Hoy por hoy nadie pone en duda que los medios de comunicación son un importante mecanismo de socialización y, por ende, de transmisión de valores y contravalores, de modelos de referencia, de estereotipos… De todos los mass media, el cine es, probablemente, el medio contemporáneo que posee el mayor potencial artístico y social –aunque muchas veces sea desaprovechado– ya que conforma un producto cultural que contribuye al desarrollo de la propia personalidad de los espectadores y espectadoras.
Como comunicadora audiovisual e investigadora, a menudo me pregunto cómo se puede transformar el status quo a través de productos culturales como el cine. Harold Lasswell, uno de los autores precursores en la investigación de la comunicación desde las ciencias sociales, a mediados del siglo XX, planteaba el estudio de la comunicación a partir de sus conocidas preguntas: “Quién dice qué, por qué canal, a quién y con qué efectos”. Y de esas cinco preguntas, precisamente la que va a dominar las aproximaciones de la sociología a la comunicación es la que hace referencia a los efectos y, por extensión, a su repercusión sobre el contexto.
¿Qué mensaje se esconde más allá de lo meramente visual? ¿Consumimos cine o interpretamos imágenes? ¿Cuestionamos lo que vemos? ¿Qué valores transmite el cine y qué valores reproducimos? ¿Qué valor tiene el cine en nuestras vidas? ¿Cómo nos influye? ¿Cómo repercute en nuestras vidas? ¿Estamos educados para hacer una lectura crítica de la imagen fílmica?
La gran difusión del cine y su impacto en la sociedad, lo convierten en una herramienta educativa enormemente valiosa tanto por lo que muestra como por lo que omite. A través de la pantalla podemos debatir sobre derechos humanos, interculturalidad, guerra, pobreza, identidad sexual, igualdad de género, respeto al medio ambiente, discapacidad, historia, literatura, arte…
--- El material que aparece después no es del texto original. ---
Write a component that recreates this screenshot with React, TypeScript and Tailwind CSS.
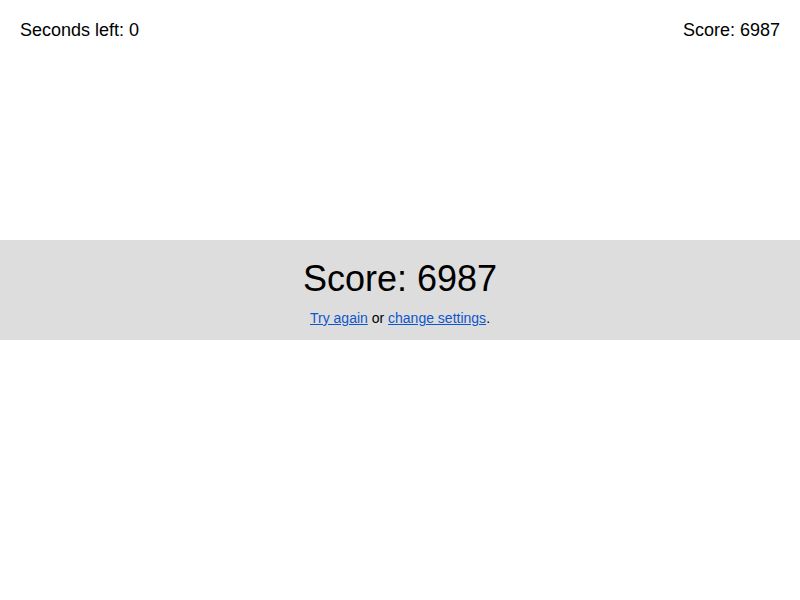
export default function App() {
    const seconds = 0;
    const score = 6987;

    return (
        <div className="w-[800px] h-[600px] bg-white text-black font-['Liberation_Sans',Arial,sans-serif]">
            {/* Top bar */}
            <div className="flex justify-between items-start px-5 pt-5 text-[18px] leading-[21px]">
                <span>Seconds left: {seconds}</span>
                <span>Score: {score}</span>
            </div>

            {/* Result band */}
            <div className="mt-[199px] h-[100px] bg-[#dddddd] flex flex-col items-center pt-[18px]">
                <div className="text-[36px] leading-[41px]">Score: {score}</div>
                <div className="mt-[11px] text-[14px] leading-[16px]">
                    <a href="#" className="text-[#1155cc] underline">Try again</a>
                    {" "}or{" "}
                    <a href="#" className="text-[#1155cc] underline">change settings</a>.
                </div>
            </div>
        </div>
    );
}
El cine nos habla de pasado, presente y futuro. Y precisamente para referirse a la transversalidad temporal del cine, Michel Clarembeaux, director del Centre Audiovisuel de Liège (Bélgica), afirma lo siguiente en su artículo “Educación en cine: memoria y patrimonio”:
“El cine es un arte. Y es, sobre todo, un arte de la memoria, tanto colectiva como individual. Educar para el cine, en cierto sentido, es también interrogarse sobre los recuerdos transmitidos por las imágenes y los sonidos. Es volver a encontrar gestos y señales olvidados, descubrir rostros de antaño y un entorno que fue el nuestro o el de nuestros padres y antepasados. Es re encontrar el tiempo más allá de las imágenes que lo evocan”.
El análisis de las películas es una fuente atemporal e inagotable de materiales y actividades que pueden ser utilizados tanto en ámbitos formales como no formales. Por ello, resulta ineludible la crítica hacia la indolencia con la que la escuela ha ignorado el cine como recurso educativo básico a pesar de ser un medio inserto en la sociedad y en nuestra vida cotidiana desde hace muchísimo tiempo, del mismo modo que ha recelado de la inclusión lúdica de la cultura en el aula.
Ignorar el poder sociocultural de la cinematografía supone una gran pérdida para el aprendizaje, ya que el cine es un compendio infinito de realidades y experiencias vitales que puede ser analizado desde diversas percepciones y perspectivas. Son múltiples los ejemplos de clases de primaria y secundaria en las cuales se utiliza el cine como herramienta pedagógica con excelentes resultados. El cine resulta un medio notoriamente efectivo a la hora de agitar conciencias, despertar la imaginación, sensibilizar socialmente, informar sobre temas complejos y fomentar la capacidad decodificadora de los alumnos. Reflexionar sobre lo que se ha visto, verbalizarlo y resolver dudas, hace que niños, jóvenes y adultos se acerquen a realidades que quizás ante una clase tradicional les parezcan inconmensurablemente ajenas.
A Antonio Machado le debemos aquella antológica frase que dice: “El cine... ese invento del demonio”. En mi opinión, el cine, al igual que el resto de medios de comunicación, evidentemente tiene una parte perversa –quizás incluso diabólica–, pero personalmente considero que su cara más maligna y pérfida puede ser sorteada a través de una educación dirigida a fomentar la lectura crítica constructivista, la inconformidad y la interacción activa con la imagen, una educación que cuestione la máxima bíblica de “ver para creer” para convertirla en un “ver para interpretar”.